> Required task: Omit every picture, and retype the lines that run from the beginning of the data below through the line containing "</ChangeBox>", inclusive.

> Dataset section:
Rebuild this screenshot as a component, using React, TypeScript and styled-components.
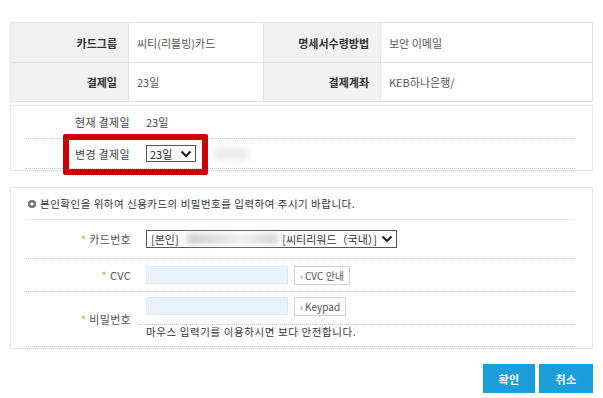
import React from "react";
import styled, { createGlobalStyle } from "styled-components";

const GlobalStyle = createGlobalStyle`
  html, body {
    margin: 0;
    padding: 0;
    background: #fff;
  }
  body {
    font-family: "Noto Sans CJK KR", "Noto Sans", sans-serif;
    font-size: 11px;
    color: #555;
  }
  * {
    box-sizing: border-box;
  }
`;

const Chevron = () => (
  <svg width="12" height="8" viewBox="0 0 12 8">
    <path d="M1.5 1.5 L6 6 L10.5 1.5" fill="none" stroke="#222" strokeWidth="2.2" />
  </svg>
);

export default function App() {
  return (
    <>
      <GlobalStyle />
      <Page>
        <InfoTable>
          <Th>카드그룹</Th>
          <Td>씨티(리볼빙)카드</Td>
          <Th>명세서수령방법</Th>
          <Td>보안 이메일</Td>
          <Th>결제일</Th>
          <Td>23일</Td>
          <Th>결제계좌</Th>
          <Td>KEB하나은행/</Td>
        </InfoTable>

        <ChangeBox>
          <ChangeRow $height={32}>
            <ChangeLabel>현재 결제일</ChangeLabel>
            <Value>23일</Value>
          </ChangeRow>
          <ChangeRow $height={29}>
            <ChangeLabel>변경 결제일</ChangeLabel>
            <Value>
              <DaySelect>
                <span>23일</span>
                <Chevron />
              </DaySelect>
              <Smudge />
            </Value>
          </ChangeRow>
          <Highlight />
        </ChangeBox>

        <AuthBox>
          <AuthHeader>
            <Bullet />
            본인확인을 위하여 신용카드의 비밀번호를 입력하여 주시기 바랍니다.
          </AuthHeader>
          <FormRow $height={38}>
            <FormLabel>
              <Star>*</Star>카드번호
            </FormLabel>
            <FormValue>
              <CardSelect>
                <span>[본인]</span>
                <Masked />
                <span>[씨티리워드（국내）]</span>
                <Chevron />
              </CardSelect>
            </FormValue>
          </FormRow>
          <FormRow $height={32}>
            <FormLabel>
              <Star>*</Star>CVC
            </FormLabel>
            <FormValue>
              <InputLine>
                <TextInput />
                <SmallButton>
                  <Arrow>›</Arrow>CVC 안내
                </SmallButton>
              </InputLine>
            </FormValue>
          </FormRow>
          <FormRow $height={54}>
            <FormLabel>
              <Star>*</Star>비밀번호
            </FormLabel>
            <PasswordValue>
              <PasswordTop>
                <TextInput />
                <SmallButton>
                  <Arrow>›</Arrow>Keypad
                </SmallButton>
              </PasswordTop>
              <Notice>마우스 입력기를 이용하시면 보다 안전합니다.</Notice>
            </PasswordValue>
          </FormRow>
        </AuthBox>

        <Actions>
          <ActionButton $width={52}>확인</ActionButton>
          <ActionButton $width={54}>취소</ActionButton>
        </Actions>
      </Page>
    </>
  );
}

const Page = styled.div`
  width: 603px;
  padding: 22px 10px 0;
`;

const InfoTable = styled.div`
  display: grid;
  grid-template-columns: 117px 134px 116px 1fr;
  grid-template-rows: 39px 38px;
  gap: 1px;
  background: #e2e2e2;
  border: 1px solid #e2e2e2;
`;

const Th = styled.div`
  display: flex;
  align-items: center;
  justify-content: flex-end;
  padding-right: 11px;
  background: #f1f1f1;
  font-weight: bold;
  color: #333;
`;

const Td = styled.div`
  display: flex;
  align-items: center;
  padding-left: 8px;
  background: #fff;
  color: #555;
`;

const ChangeBox = styled.div`
  position: relative;
  margin-top: 3px;
  border: 1px solid #e5e5e5;
  padding: 0 17px 1px 14px;
`;

const ChangeRow = styled.div<{ $height: number }>`
  display: grid;
  grid-template-columns: 121px 1fr;
  align-items: center;
  height: ${(p) => p.$height + 1}px;
  border-bottom: 1px dotted #c4c4c4;
`;

const ChangeLabel = styled.div`
  padding-left: 50px;
  color: #444;
  letter-spacing: 0.3px;
`;

const Value = styled.div`
  display: flex;
  align-items: center;
  color: #444;
`;

const DaySelect = styled.div`
  display: flex;
  align-items: center;
  justify-content: space-between;
  width: 50px;
  height: 17px;
  padding: 0 3px;
  border: 1px solid #555;
  color: #222;
`;

const Smudge = styled.div`
  width: 34px;
  height: 12px;
  margin-left: 18px;
  background: #e8e8e8;
  filter: blur(4px);
`;

const Highlight = styled.div`
  position: absolute;
  left: 52px;
  top: 28px;
  width: 145px;
  height: 41px;
  border: 6px solid #cc0000;
  border-radius: 2px;
`;

const AuthBox = styled.div`
  margin-top: 16px;
  border: 1px solid #e5e5e5;
  padding: 0 17px 1px 14px;
`;

const AuthHeader = styled.div`
  display: flex;
  align-items: center;
  gap: 4px;
  height: 32px;
  padding-left: 3px;
  border-bottom: 1px solid #e6e6e6;
  color: #333;
  font-size: 10.5px;
  letter-spacing: 0.5px;
`;

const Bullet = styled.span`
  width: 8px;
  height: 8px;
  border-radius: 50%;
  background: radial-gradient(circle, #fff 0 1.4px, #6f6f6f 1.8px);
`;

const FormRow = styled.div<{ $height: number }>`
  display: grid;
  grid-template-columns: 113px 1fr;
  align-items: center;
  height: ${(p) => p.$height + 1}px;
  border-bottom: 1px dotted #c4c4c4;
`;

const FormLabel = styled.div`
  text-align: right;
  padding-right: 7px;
  color: #555;
  letter-spacing: 0.3px;
`;

const Star = styled.span`
  margin-right: 3px;
  color: #e0963c;
`;

const FormValue = styled.div`
  padding-left: 8px;
`;

const CardSelect = styled.div`
  display: flex;
  align-items: center;
  width: 251px;
  height: 18px;
  padding: 0 3px 0 4px;
  border: 1px solid #555;
  color: #333;
  font-size: 11px;
  span {
    white-space: nowrap;
  }
  svg {
    margin-left: 4px;
  }
`;

const Masked = styled.div`
  flex: 1;
  height: 10px;
  margin: 0 4px 0 8px;
  background: linear-gradient(90deg, #c8c8c8, #e0e0e0 40%, #eeeeee 60%, #cfcfcf);
  filter: blur(3px);
`;

const InputLine = styled.div`
  display: flex;
  align-items: center;
  gap: 6px;
`;

const TextInput = styled.div`
  width: 142px;
  height: 18px;
  background: #e9f2fb;
  border: 1px solid #dce7f2;
`;

const SmallButton = styled.div`
  display: flex;
  align-items: center;
  height: 19px;
  padding: 0 5px;
  border: 1px solid #d0d0d0;
  background: #fff;
  color: #555;
  font-size: 10px;
  white-space: nowrap;
`;

const Arrow = styled.span`
  margin-right: 2px;
  color: #777;
`;

const PasswordValue = styled.div`
  display: flex;
  flex-direction: column;
  height: 100%;
`;

const PasswordTop = styled(InputLine)`
  height: 33px;
  padding: 0 0 0 8px;
  align-items: flex-start;
  padding-top: 5px;
  border-bottom: 1px dotted #c4c4c4;
`;

const Notice = styled.div`
  padding: 0 0 0 8px;
  line-height: 14px;
  font-size: 10.5px;
  letter-spacing: 0.6px;
  color: #333;
`;

const Actions = styled.div`
  display: flex;
  justify-content: flex-end;
  gap: 4px;
  margin-top: 15px;
`;

const ActionButton = styled.div<{ $width: number }>`
  display: flex;
  align-items: center;
  justify-content: center;
  width: ${(p) => p.$width}px;
  height: 29px;
  background: #1c9ed8;
  color: #fff;
  font-weight: bold;
  font-size: 11px;
  letter-spacing: 0.5px;
`;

> Output:
Rebuild this screenshot as a component, using React, TypeScript and styled-components.
import React from "react";
import styled, { createGlobalStyle } from "styled-components";

const GlobalStyle = createGlobalStyle`
  html, body {
    margin: 0;
    padding: 0;
    background: #fff;
  }
  body {
    font-family: "Noto Sans CJK KR", "Noto Sans", sans-serif;
    font-size: 11px;
    color: #555;
  }
  * {
    box-sizing: border-box;
  }
`;

const Chevron = () => (
  <svg width="12" height="8" viewBox="0 0 12 8">
    <path d="M1.5 1.5 L6 6 L10.5 1.5" fill="none" stroke="#222" strokeWidth="2.2" />
  </svg>
);

export default function App() {
  return (
    <>
      <GlobalStyle />
      <Page>
        <InfoTable>
          <Th>카드그룹</Th>
          <Td>씨티(리볼빙)카드</Td>
          <Th>명세서수령방법</Th>
          <Td>보안 이메일</Td>
          <Th>결제일</Th>
          <Td>23일</Td>
          <Th>결제계좌</Th>
          <Td>KEB하나은행/</Td>
        </InfoTable>

        <ChangeBox>
          <ChangeRow $height={32}>
            <ChangeLabel>현재 결제일</ChangeLabel>
            <Value>23일</Value>
          </ChangeRow>
          <ChangeRow $height={29}>
            <ChangeLabel>변경 결제일</ChangeLabel>
            <Value>
              <DaySelect>
                <span>23일</span>
                <Chevron />
              </DaySelect>
              <Smudge />
            </Value>
          </ChangeRow>
          <Highlight />
        </ChangeBox>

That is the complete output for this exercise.